Alan B. Ice, 47, was tried twice in Orange County Superior Court for shooting into a nearby camper driven by Neil Lewis Cramer, a 37-year-old Santa Ana carpenter, in Fountain Valley. Cramer was wounded in the chest.
One jury deadlocked 8-4 for conviction and the other split 6-6. After the second deadlock, prosecutors dropped charges.
Other plaintiffs include Cramer’s 12-year-old daughter, Autumn M. Cramer, and his girlfriend, Elaine E. Lara, both of whom were riding in the camper.
In the suit, the three charged that Ice, carrying a handgun issued by the Long Beach Police Department, shot Neil Cramer and then chased him at high speed, “intentionally and with the apparent ability to inflict further bodily harm.”
At his two criminal trials, Ice’s attorneys argued that the shooting was either accidental or coincidental.
John D. Barnett told jurors that during a verbal confrontation with Cramer, Ice fired accidentally when his vehicle surged forward and, at the same time, his defective driver’s seat suddenly rocked back.
“The car did surge,” Barnett said. “The seat did rock.”
Ice, the criminal attorney acknowledged, may have been negligent in reaching for the gun and handling it.
Ice’s civil attorneys could not be reached for comment Wednesday.

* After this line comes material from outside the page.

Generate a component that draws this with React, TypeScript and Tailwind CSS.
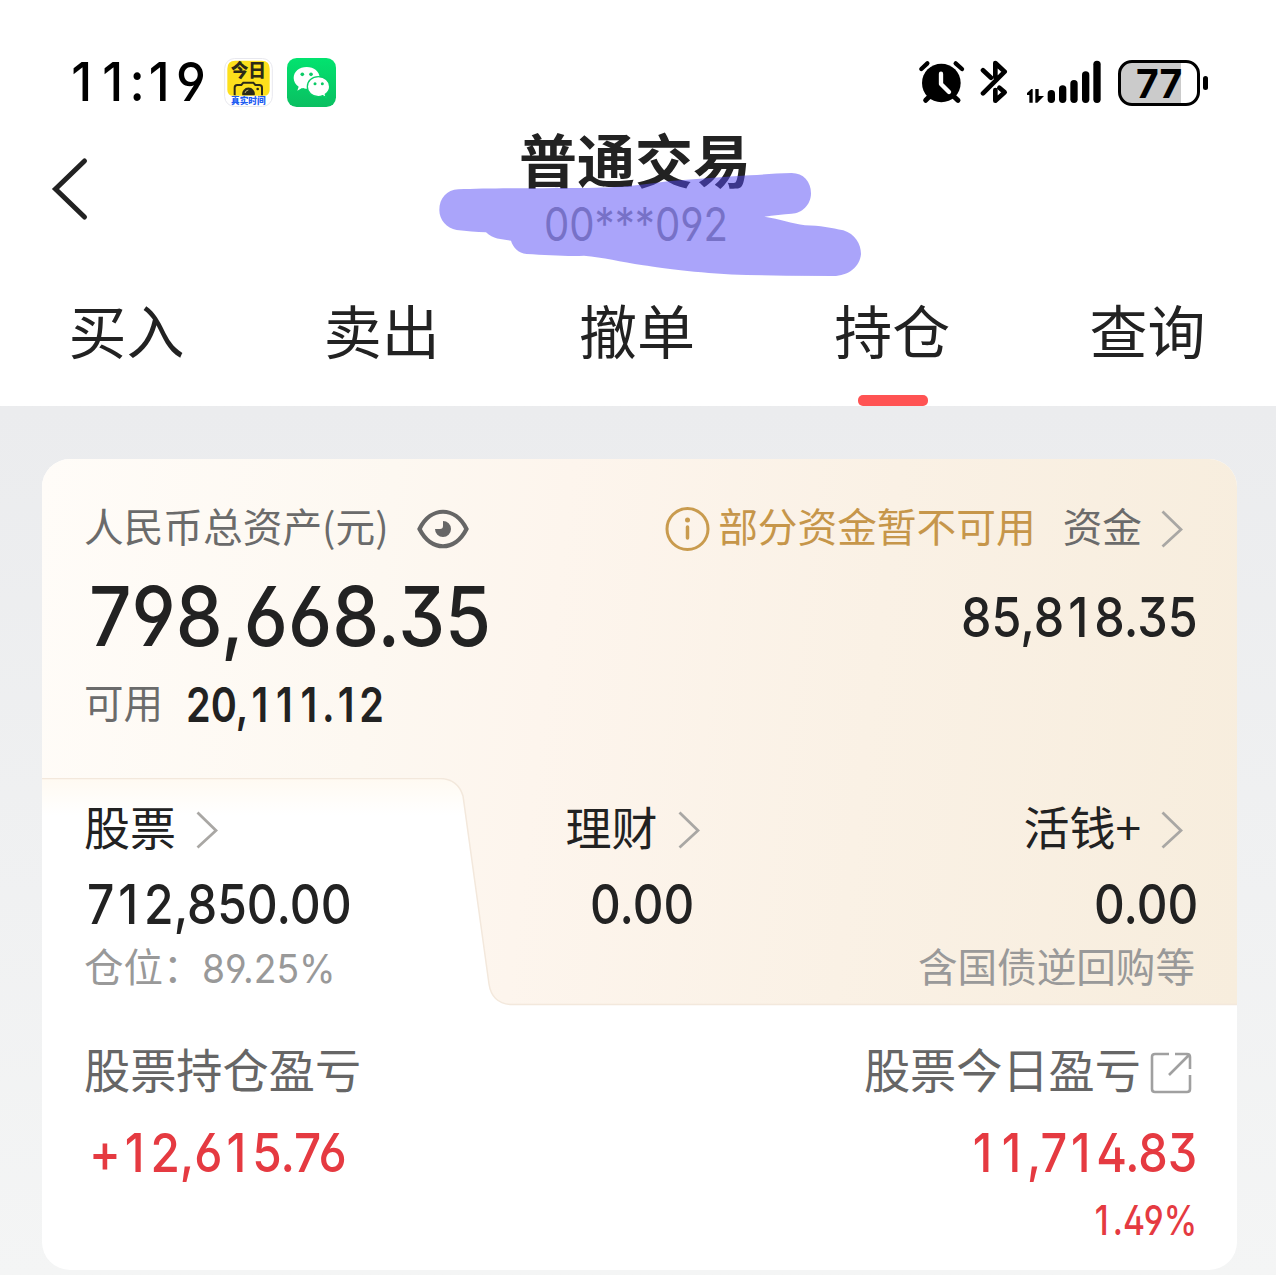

In a civil trial, where jurors are required to decide on the basis of a “preponderance of evidence,” rather than “beyond a reasonable doubt,” only nine of 12 jurors must agree on a verdict.
Cramer’s attorney, Dennis F. Minna, said it was ludicrous to think that “an officer with Mr. Ice’s long training and experience” would not have known how to safely handle his weapon.
Jurors would have to believe that, in addition to the surge of the vehicle and the rocking seat, that Ice’s gun hand coincidentally lined up with Cramer’s chest.
“I don’t see how any jury can put all those coincidences together and not come to a conclusion that Mr. Ice intentionally shot at Mr. Cramer,” Minna said. “And if they don’t believe he intentionally shot him, they must obviously believe that, at a minimum, he was grossly negligent.”